Direction ▸ Your copy of the material below should match it exactly, except that it holds no pictures.

======== Information supplied ========

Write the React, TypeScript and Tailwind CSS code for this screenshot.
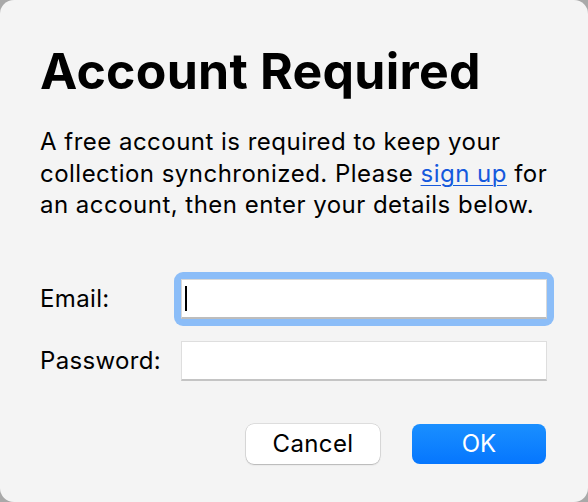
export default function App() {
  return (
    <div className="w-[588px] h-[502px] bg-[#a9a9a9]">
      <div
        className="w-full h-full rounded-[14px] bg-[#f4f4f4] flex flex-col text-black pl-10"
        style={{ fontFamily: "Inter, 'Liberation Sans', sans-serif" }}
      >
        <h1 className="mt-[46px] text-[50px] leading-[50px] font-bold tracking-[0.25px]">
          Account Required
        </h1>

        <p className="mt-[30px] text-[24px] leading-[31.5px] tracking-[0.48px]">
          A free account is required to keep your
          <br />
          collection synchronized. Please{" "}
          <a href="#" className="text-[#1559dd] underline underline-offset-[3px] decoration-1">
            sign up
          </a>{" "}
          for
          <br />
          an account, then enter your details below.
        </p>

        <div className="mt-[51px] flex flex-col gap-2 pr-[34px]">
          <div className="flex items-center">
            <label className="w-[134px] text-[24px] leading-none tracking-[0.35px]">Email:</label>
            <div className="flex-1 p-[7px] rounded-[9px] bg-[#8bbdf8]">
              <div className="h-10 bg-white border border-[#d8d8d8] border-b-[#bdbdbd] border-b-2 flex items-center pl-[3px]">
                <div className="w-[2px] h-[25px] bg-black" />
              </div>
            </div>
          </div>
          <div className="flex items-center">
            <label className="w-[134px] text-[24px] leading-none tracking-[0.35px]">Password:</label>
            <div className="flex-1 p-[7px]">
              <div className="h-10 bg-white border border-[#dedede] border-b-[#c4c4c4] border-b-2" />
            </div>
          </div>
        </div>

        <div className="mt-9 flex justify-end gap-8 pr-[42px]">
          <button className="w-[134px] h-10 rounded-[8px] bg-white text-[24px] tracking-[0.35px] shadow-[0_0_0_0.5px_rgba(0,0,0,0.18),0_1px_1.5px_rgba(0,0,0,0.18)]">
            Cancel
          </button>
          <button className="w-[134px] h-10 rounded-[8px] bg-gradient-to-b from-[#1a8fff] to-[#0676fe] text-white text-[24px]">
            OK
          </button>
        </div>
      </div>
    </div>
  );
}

========

Exercise response ▸
Write the React, TypeScript and Tailwind CSS code for this screenshot.
export default function App() {
  return (
    <div className="w-[588px] h-[502px] bg-[#a9a9a9]">
      <div
        className="w-full h-full rounded-[14px] bg-[#f4f4f4] flex flex-col text-black pl-10"
        style={{ fontFamily: "Inter, 'Liberation Sans', sans-serif" }}
      >
        <h1 className="mt-[46px] text-[50px] leading-[50px] font-bold tracking-[0.25px]">
          Account Required
        </h1>

        <p className="mt-[30px] text-[24px] leading-[31.5px] tracking-[0.48px]">
          A free account is required to keep your
          <br />
          collection synchronized. Please{" "}
          <a href="#" className="text-[#1559dd] underline underline-offset-[3px] decoration-1">
            sign up
          </a>{" "}
          for
          <br />
          an account, then enter your details below.
        </p>

        <div className="mt-[51px] flex flex-col gap-2 pr-[34px]">
          <div className="flex items-center">
            <label className="w-[134px] text-[24px] leading-none tracking-[0.35px]">Email:</label>
            <div className="flex-1 p-[7px] rounded-[9px] bg-[#8bbdf8]">
              <div className="h-10 bg-white border border-[#d8d8d8] border-b-[#bdbdbd] border-b-2 flex items-center pl-[3px]">
                <div className="w-[2px] h-[25px] bg-black" />
              </div>
            </div>
          </div>
          <div className="flex items-center">
            <label className="w-[134px] text-[24px] leading-none tracking-[0.35px]">Password:</label>
            <div className="flex-1 p-[7px]">
              <div className="h-10 bg-white border border-[#dedede] border-b-[#c4c4c4] border-b-2" />
            </div>
          </div>
        </div>

        <div className="mt-9 flex justify-end gap-8 pr-[42px]">
          <button className="w-[134px] h-10 rounded-[8px] bg-white text-[24px] tracking-[0.35px] shadow-[0_0_0_0.5px_rgba(0,0,0,0.18),0_1px_1.5px_rgba(0,0,0,0.18)]">
            Cancel
          </button>
          <button className="w-[134px] h-10 rounded-[8px] bg-gradient-to-b from-[#1a8fff] to-[#0676fe] text-white text-[24px]">
            OK
          </button>
        </div>
      </div>
    </div>
  );
}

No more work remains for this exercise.